**Objective:**
From the listing below, select every line where the word "React" appears.

= = = = = = =

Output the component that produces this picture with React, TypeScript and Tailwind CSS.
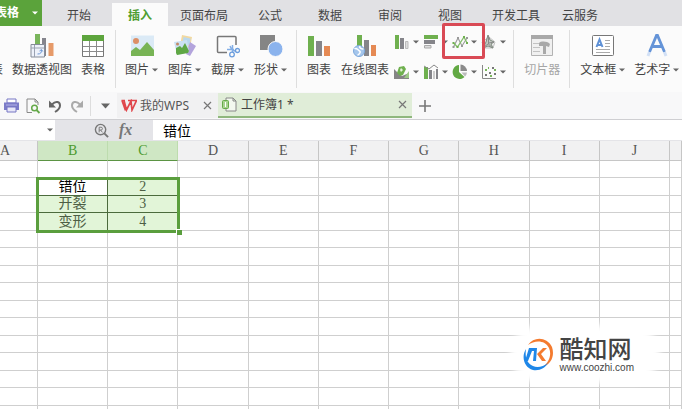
import React, { useState } from 'react';

const UI_FONT = "font-['Noto_Sans','Noto_Sans_CJK_SC',sans-serif]";
const CELL_FONT = "font-['Liberation_Serif','Noto_Sans_CJK_SC',serif]";

const TABS = [
  { name: '开始', width: 'w-[66px]' },
  { name: '插入', width: 'w-[56px]' },
  { name: '页面布局', width: 'w-[72px]' },
  { name: '公式', width: 'w-[60px]' },
  { name: '数据', width: 'w-[60px]' },
  { name: '审阅', width: 'w-[60px]' },
  { name: '视图', width: 'w-[60px]' },
  { name: '开发工具', width: 'w-[72px]' },
  { name: '云服务', width: 'w-[56px]' },
];

const COLUMNS = ['A', 'B', 'C', 'D', 'E', 'F', 'G', 'H', 'I', 'J', ''];
const DATA: Record<string, string> = {
  B2: '错位', C2: '2',
  B3: '开裂', C3: '3',
  B4: '变形', C4: '4',
};
const ROWS = Array.from({ length: 15 }, (_, i) => i + 1);

function Caret({ className = 'text-[#666]' }: { className?: string }) {
  return (
    <svg width="6" height="4" viewBox="0 0 6 4" className={`shrink-0 ${className}`} fill="currentColor">
      <path d="M0 0.500h6L3 3.500z" />
    </svg>
  );
}

interface ToolProps {
  label: string;
  menu?: boolean;
  disabled?: boolean;
  children: React.ReactNode;
}

function Tool({ label, menu, disabled, children }: ToolProps) {
  return (
    <button
      disabled={disabled}
      className={`flex shrink-0 flex-col items-center gap-[4px] pt-[4px] ${disabled ? 'text-[#a6a6a6]' : 'text-[#444]'}`}
    >
      <svg width="24" height="24" viewBox="0 0 24 24" fill="none">{children}</svg>
      <span className="flex items-center gap-[3px] text-[12px] leading-[16px] whitespace-nowrap">
        {label}
        {menu && <Caret />}
      </span>
    </button>
  );
}

function SmallTool({ title, children }: { title: string; children: React.ReactNode }) {
  return (
    <button title={title} aria-label={title} className="flex h-[30px] w-[29px] items-center gap-[3px]">
      <svg width="16" height="16" viewBox="0 0 16 16" fill="none" className="shrink-0">{children}</svg>
      <Caret />
    </button>
  );
}

function Ribbon() {
  return (
    <div className="flex h-[66px] overflow-hidden bg-[#fbfbfb] pt-[4px]">
      {/* 表格 */}
      <div className="flex h-[58px] shrink-0 items-start gap-[9px] border-r border-[#dedede] pr-[10px]">
        <div className="flex w-[3px] shrink-0 justify-end overflow-hidden pt-[32px] text-[12px] leading-[16px] whitespace-nowrap text-[#444]">
          表
        </div>
        <Tool label="数据透视图">
          <path d="M5 0h5v11H5z" fill="#7ab55c" />
          <path d="M12 4h4v18h-4z" fill="#85858d" />
          <path d="M18.500 9h5v13h-5z" fill="#e69a69" />
          <path d="M1 10.500h13.500V23H1z" fill="#eef2fa" stroke="#858c98" />
          <path d="M4.500 11v12M1 14h13" stroke="#9aa2b2" />
          <path d="M7.500 20c3 0 4-1 4-4M9.500 17l2-1.500 1.300 2" stroke="#6f99d6" />
        </Tool>
        <Tool label="表格">
          <path d="M1.500 1.500h21v21h-21z" fill="#fff" stroke="#777" />
          <path d="M1 1h22v6H1z" fill="#5da53d" />
          <path d="M2 12.500h20M2 17.500h20M8.500 7v15M15.500 7v15" stroke="#8b8b8b" />
        </Tool>
      </div>
      {/* 插图 */}
      <div className="flex h-[58px] shrink-0 items-start gap-[10px] border-r border-[#dedede] px-[9px]">
        <Tool label="图片" menu>
          <path d="M1 1.500h23V22H1z" fill="#dbeaf6" />
          <circle cx="6" cy="7" r="3" fill="#dc8f67" />
          <path d="M1 22v-5l5-4 4 3 7-8 7 8v6z" fill="#78b455" />
        </Tool>
        <Tool label="图库" menu>
          <path d="M9 1l10 2-2 11-10-2z" fill="#f2d9a0" />
          <path d="M10.500 3l7 1.500-1 7-7-1.500z" fill="#b9d8ee" />
          <path d="M17 8l6 4-6 10-4-2z" fill="#b3a4dc" />
          <path d="M1 8l13-2 2 12-12 3z" fill="#cbe1f3" />
          <path d="M3 19l0-5 4-2 2 2 3-5 4 8-1 2-11 2z" fill="#5fa745" />
          <circle cx="4.500" cy="10" r="1.500" fill="#c38a67" />
        </Tool>
        <Tool label="截屏" menu>
          <path d="M11 18.500H2.500a1 1 0 0 1-1-1v-14a1 1 0 0 1 1-1H19a1 1 0 0 1 1 1V11" stroke="#777" strokeWidth="1.500" />
          <path d="M16.500 11v7M11 15.500h7M16.500 16l5 2M14 12l2 4" stroke="#82aee6" strokeWidth="1.500" />
          <circle cx="16" cy="20.500" r="2.300" stroke="#6b9ddd" strokeWidth="1.300" fill="#fbfbfb" />
          <circle cx="21.500" cy="16.500" r="2" stroke="#6b9ddd" strokeWidth="1.300" fill="#fbfbfb" />
        </Tool>
        <Tool label="形状" menu>
          <path d="M1 1h15v15H1z" fill="#858585" />
          <circle cx="16.500" cy="15" r="7.500" fill="#8bb3ed" stroke="#fbfbfb" />
        </Tool>
      </div>
      {/* 图表 */}
      <div className="flex h-[58px] shrink-0 items-start gap-[10px] border-r border-[#dedede] pr-[3px] pl-[10px]">
        <Tool label="图表">
          <path d="M1 2h6v20H1z" fill="#6fb04f" />
          <path d="M9 7h6v15H9z" fill="#85858a" />
          <path d="M17 12h6v10h-6z" fill="#e58a54" />
        </Tool>
        <Tool label="在线图表">
          <path d="M4 1h5v12H4z" fill="#6fb04f" />
          <path d="M11 6h5v16h-5z" fill="#85858a" />
          <path d="M18 11h5v11h-5z" fill="#e58a54" />
          <circle cx="6" cy="17" r="5.500" fill="#a5c6ec" stroke="#7ca8dc" />
          <path d="M1.500 15c2-2 3 1 5 2s-1 4-2 4M7 12c-1 2 1 3 3.500 3" stroke="#fff" strokeWidth="1.500" />
        </Tool>
        <div className="-mt-[3px] -ml-[5px] grid grid-cols-4 content-start">
          <SmallTool title="柱形图">
            <path d="M1 1h4v14H1z" fill="#6fb04f" />
            <path d="M6 4h4v11H6z" fill="#85858a" />
            <path d="M11.500 7.500H14V14.500h-2.500z" fill="#ddd" stroke="#bbb" />
          </SmallTool>
          <SmallTool title="条形图">
            <path d="M1 1h14v4H1z" fill="#6fb04f" />
            <path d="M1 6h11v4H1z" fill="#85858a" />
            <path d="M1.500 11.500H8V14H1.500z" fill="#ddd" stroke="#aaa" />
          </SmallTool>
          <SmallTool title="折线图">
            <path d="M1.500 13l4.500-9 4 8 5-8" stroke="#9a9a9a" strokeWidth="1.100" />
            <path d="M1.500 9l4 4L12 3l3 6" stroke="#83bd69" strokeWidth="1.300" />
            <path d="M5 3h2v2H5zM9 11h2v2H9zM0.500 12h2v2h-2zM14 3h2v2h-2z" fill="#999" />
            <path d="M4.500 12h2v2h-2zM11 2h2v2h-2zM0.500 8h2v2h-2zM14 8h2v2h-2z" fill="#6fb04f" />
          </SmallTool>
          <SmallTool title="雷达图">
            <path d="M8 3l6 5-2 6H3L1 8z" fill="#ededed" stroke="#c4c4c4" />
            <path d="M7 1l2 5 4 2-3 2 2 4-5-2-5 2 3-6z" fill="#c3c9c2" stroke="#7e8a7e" />
            <path d="M7.500 2v8l3 3M7 10l-4 3M8 9l5-1" stroke="#8a8a8a" />
          </SmallTool>
          <SmallTool title="面积图">
            <path d="M0 5l4 4 4 3 7-3v6H0z" fill="#858585" />
            <path d="M3 9l2-6 5-1 2 3-3 6-3 1z" fill="#6fb04f" />
            <path d="M15 7v7h-5z" fill="#9dca86" />
            <path d="M7 4l2 2-2 2-1-2z" fill="#e5f0dc" />
          </SmallTool>
          <SmallTool title="组合图">
            <path d="M1 3h4v12H1z" fill="#6fb04f" />
            <path d="M6 6h3v9H6zM13 5h2v10h-2z" fill="#85858a" />
            <path d="M10 7h2v8h-2z" fill="#ccc" />
            <path d="M1 2l5 3 5-4 4 3" stroke="#888" />
          </SmallTool>
          <SmallTool title="饼图">
            <path d="M7 1a7 7 0 1 0 5.500 12L7 8z" fill="#62a944" />
            <path d="M8.500 0.500a7 7 0 0 1 6.500 6.500H8.500z" fill="#8a8a8a" />
            <path d="M9.500 8.500H15a7 7 0 0 1-2 4z" fill="#bbb" />
          </SmallTool>
          <SmallTool title="散点图">
            <path d="M1.500 1v13.500H15" stroke="#888" />
            <path d="M4 10h2v2H4zM8 8h2v2H8zM11 3h2v2h-2zM13 9h2v2h-2z" fill="#777" />
            <path d="M4 5h2v2H4zM9 11h2v2H9zM13 5h2v2h-2zM7 3h1v2H7z" fill="#7ab65c" />
          </SmallTool>
        </div>
      </div>
      {/* 筛选器 */}
      <div className="flex h-[58px] shrink-0 items-start border-r border-[#dedede] pr-[9px] pl-[10px]">
        <Tool label="切片器" disabled>
          <path d="M1.500 1.500h21v20h-21z" fill="#f0f0f0" stroke="#b3b3b3" />
          <path d="M1 1h22v4H1z" fill="#a9a9a9" />
          <path d="M3 9.500h7M3 13.500h7M3 17.500h7" stroke="#c2c2c2" />
          <path d="M9 9c2-2 8-2 11 1l-1 3-3-1v8h-3v-8H9z" fill="#a9a9a9" />
        </Tool>
      </div>
      {/* 文本 */}
      <div className="flex h-[58px] shrink-0 items-start gap-[9px] pl-[10px]">
        <Tool label="文本框" menu>
          <rect x="1.500" y="1.500" width="21" height="20" rx="1" fill="#fff" stroke="#777" />
          <path d="M5.500 13L8.500 5.500l3 7.500M6.500 11h4" stroke="#5f91d6" strokeWidth="2" />
          <path d="M14 6.500h5M14 9.500h5M14 12.500h5M5 15.500h14M5 18.500h14" stroke="#aaa" />
        </Tool>
        <Tool label="艺术字" menu>
          <path d="M4.500 18L11.500 1.500h1L19.500 18M7 12.500h10" stroke="#6594d8" strokeWidth="2.800" />
          <path d="M4.500 18L3 22M19.500 18l1.500 4" stroke="#d2e0f5" strokeWidth="3" />
        </Tool>
      </div>
    </div>
  );
}

function CloseButton() {
  return (
    <button aria-label="关闭">
      <svg width="9" height="9" viewBox="0 0 9 9" stroke="#777" strokeWidth="1.200"><path d="M1 1l7 7M8 1L1 8" /></svg>
    </button>
  );
}

function FileBar() {
  return (
    <div className="flex h-[28px] items-start border-b border-[#cfcfd2] bg-[#f8f8f9] pt-[1px]">
      <div className="flex h-[25px] w-[117px] shrink-0 items-center pl-[4px]">
        <button aria-label="打印" className="w-[22px]">
          <svg width="15" height="15" viewBox="0 0 15 15" fill="none">
            <path d="M3 1h9v4H3z" fill="#fff" stroke="#7777c4" />
            <path d="M0 4.500h15V12H0z" fill="#7b7bc8" />
            <path d="M3 9h9v5H3z" fill="#e7e7f8" stroke="#7777c4" />
            <path d="M2 7h11" stroke="#b5b5e6" />
          </svg>
        </button>
        <button aria-label="打印预览" className="w-[22px]">
          <svg width="15" height="16" viewBox="0 0 15 16" fill="none">
            <path d="M6 14.500H1V1h8l3 3v3M9 1v3h3" stroke="#888" />
            <circle cx="8.500" cy="10" r="2.800" stroke="#65a94a" strokeWidth="1.500" />
            <path d="M10.500 12l3 3" stroke="#65a94a" strokeWidth="1.800" />
          </svg>
        </button>
        <button aria-label="撤销" className="w-[22px]">
          <svg width="14" height="14" viewBox="0 0 14 14" fill="none">
            <path d="M4 5.500C8 1 12 3 12 6.500S9.500 11.500 7 13" stroke="#666" strokeWidth="2" />
            <path d="M1 1.500v7h7z" fill="#666" />
          </svg>
        </button>
        <button aria-label="恢复" className="w-[20px]">
          <svg width="14" height="14" viewBox="0 0 14 14" fill="none">
            <path d="M10 5.500C6 1 2 3 2 6.500S4.500 11.500 7 13" stroke="#aaa" strokeWidth="2" />
            <path d="M13 1.500v7H6z" fill="#aaa" />
          </svg>
        </button>
        <span className="h-[20px] w-px bg-[#ddd]" />
        <button aria-label="自定义快速访问工具栏" className="ml-[10px]">
          <svg width="9" height="6" viewBox="0 0 9 6" fill="#666"><path d="M0 0.500h9L4.500 5.500z" /></svg>
        </button>
      </div>
      <div className="flex h-[25px] w-[101px] shrink-0 items-center bg-[#f1f1f2] pr-[6px] pl-[4px] text-[12px] leading-[16px] text-[#555]">
        <svg width="16" height="13" viewBox="0 0 16 13" fill="none" className="mr-[3px]">
          <path d="M0.500 1.500H4M3 1.500l2.500 9.500L10 2l1 9 4.500-9.500H7M1 1.500l3.500 10" stroke="#e0474c" strokeWidth="1.700" />
        </svg>
        <button className="flex-1 text-left whitespace-nowrap">我的WPS</button>
        <CloseButton />
      </div>
      <div className="flex h-[25px] w-[194px] shrink-0 items-center border-b-2 border-[#8fb77d] bg-[#e0edd8] pr-[5px] pl-[4px] text-[12px] leading-[16px] text-[#444]">
        <svg width="15" height="15" viewBox="0 0 15 15" fill="none" className="mr-[4px]">
          <path d="M4 3V1h7l3 3v10H4v-2M11 1v3h3" stroke="#888" fill="#f3f8ef" />
          <rect x="0.500" y="3.500" width="6" height="8" rx="1" fill="#a8d391" stroke="#66aa49" />
          <path d="M3.500 5v5" stroke="#fff" />
        </svg>
        <button className="flex-1 text-left whitespace-nowrap">工作簿1 *</button>
        <CloseButton />
      </div>
      <button aria-label="新建" className="ml-[7px] flex h-[25px] items-center">
        <svg width="12" height="12" viewBox="0 0 12 12" stroke="#777" strokeWidth="1.600"><path d="M6 0v12M0 6h12" /></svg>
      </button>
    </div>
  );
}

function FormulaBar() {
  const [value, setValue] = useState('错位');
  return (
    <div className="flex h-[21px] bg-[#e4e4e8] pb-px">
      <button aria-label="名称框" className="flex h-full w-[55px] shrink-0 items-center justify-end bg-white pr-[2px]">
        <Caret />
      </button>
      <div className="flex h-full w-[98px] shrink-0 items-center pl-[39px]">
        <button aria-label="查找">
          <svg width="15" height="15" viewBox="0 0 16 16" fill="none" stroke="#777">
            <circle cx="7" cy="7" r="5.500" strokeWidth="1.500" />
            <path d="M11 11l4 4" strokeWidth="2" />
            <path d="M5.500 10V4.500h2a1.300 1.300 0 0 1 0 3h-2M7 7.500L9 10" />
          </svg>
        </button>
        <button aria-label="插入函数" className="ml-[10px] font-['Liberation_Serif',serif] text-[16px] leading-[16px] font-bold text-[#777] italic">
          fx
        </button>
      </div>
      <input
        aria-label="编辑栏"
        value={value}
        onChange={(e) => setValue(e.target.value)}
        className="h-full min-w-0 flex-1 bg-white pl-[10px] text-[14px] leading-[20px] text-black outline-none"
      />
    </div>
  );
}

function cellStyle(id: string) {
  if (id === 'B2') return 'border-[#4c6b3d] bg-white text-black';
  if (id in DATA) return 'border-[#4c6b3d] bg-[#e2f5d8] text-[#4d5e45]';
  return 'border-[#cfcfcf] bg-white';
}

function Sheet() {
  return (
    <table className={`w-full table-fixed border-separate border-spacing-0 ${CELL_FONT}`}>
      <colgroup>
        {COLUMNS.map((col, i) => (
          <col key={i} className={col === 'A' ? 'w-[38px]' : col === '' ? 'w-[12px]' : ''} />
        ))}
      </colgroup>
      <thead>
        <tr className="h-[20px]">
          {COLUMNS.map((col, i) => {
            const active = col === 'B' || col === 'C';
            return (
              <th
                key={i}
                className={`overflow-hidden border-r border-b p-0 text-[14px] leading-[16px] font-normal ${
                  active
                    ? 'border-r-[#bddcae] border-b-[#5b9443] bg-[#cfe7c4] text-[#4c9a2f]'
                    : 'border-[#c6c6c6] bg-[#f1f1f2] text-[#555]'
                } ${col === 'A' ? 'pr-[28px]' : ''}`}
              >
                {col}
              </th>
            );
          })}
        </tr>
      </thead>
      <tbody>
        {ROWS.map((row) => (
          <tr key={row} className="h-[17px] even:h-[18px]">
            {COLUMNS.map((col, i) => {
              const id = col + row;
              return (
                <td
                  key={i}
                  className={`relative border-r border-b p-0 text-center text-[14px] leading-[16px] ${cellStyle(id)}`}
                >
                  {DATA[id]}
                  {/* 选区边框 B2:C4 */}
                  {id === 'B2' && (
                    <span className="pointer-events-none absolute -top-px -left-[2px] z-10 box-content h-[50px] w-[200%] border-[3px] border-[#5a9e3d]">
                      <span className="absolute -right-[5px] -bottom-[5px] h-[6px] w-[6px] border-t border-l border-white bg-[#5a9e3d]" />
                    </span>
                  )}
                </td>
              );
            })}
          </tr>
        ))}
      </tbody>
    </table>
  );
}

function Watermark() {
  return (
    <div className="absolute right-[22px] bottom-[26px] flex h-[58px] items-center gap-[6px] pr-[26px] pl-[12px]">
      <div className="absolute inset-0 rounded-full bg-white blur-[3px]" />
      <svg width="32" height="34" viewBox="0 0 32 34" fill="none" className="relative">
        <path d="M6 8C12-1 25 0 30 10c3 9-1 17-9 20 6-5 9-12 6-19C23 3 13 3 6 8z" fill="#f47b2f" />
        <path d="M4 12C-1 20 2 30 11 33c7 1 12-2 15-7-5 4-11 5-15 3C4 26 3 19 4 12z" fill="#1f87e8" />
        <path d="M7 11h8l-1 13h-3l1-10h-2L6 24H3z" fill="#1f87e8" />
        <path d="M25 11h-4l-6 6 5 7h4l-5-7z" fill="#f47b2f" />
      </svg>
      <div className="relative flex flex-col text-[#444]">
        <span className="text-[24px] leading-[28px] font-medium whitespace-nowrap">酷知网</span>
        <span className="font-['Liberation_Sans',sans-serif] text-[10px] leading-[10px]">www.coozhi.com</span>
      </div>
    </div>
  );
}

export default function App() {
  const [tab, setTab] = useState('插入');

  return (
    <div className={`relative flex h-screen flex-col overflow-hidden bg-white ${UI_FONT}`}>
      <nav className="flex h-[26px] shrink-0 bg-[#e1e1e4] text-[12px] leading-[16px] text-[#444]">
        <button className="mr-[4px] flex w-[42px] shrink-0 items-center justify-end gap-[13px] overflow-hidden bg-[#5ba33b] pr-[4px] text-[12px] font-bold whitespace-nowrap text-white">
          表格
          <Caret className="text-white" />
        </button>
        {TABS.map((t) => (
          <button
            key={t.name}
            onClick={() => setTab(t.name)}
            className={`mt-[3px] h-[23px] shrink-0 pt-[2px] ${t.width} ${t.name === tab ? 'bg-[#fbfbfb] font-bold text-[#4f9e30]' : ''}`}
          >
            {t.name}
          </button>
        ))}
      </nav>
      <div className="relative shrink-0">
        <Ribbon />
        {/* 折线图高亮框 */}
        <div className="pointer-events-none absolute -top-[3px] left-[442px] h-[36px] w-[43px] rounded-[2px] border-[3px] border-[#d94a55]" />
      </div>
      <div className="shrink-0">
        <FileBar />
        <FormulaBar />
      </div>
      <main className="min-h-0 flex-1 overflow-hidden">
        <Sheet />
      </main>
      <Watermark />
    </div>
  );
}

= = = = = = =

**Output:**
Output the component that produces this picture with React, TypeScript and Tailwind CSS.
import React, { useState } from 'react';
  children: React.ReactNode;
function SmallTool({ title, children }: { title: string; children: React.ReactNode }) {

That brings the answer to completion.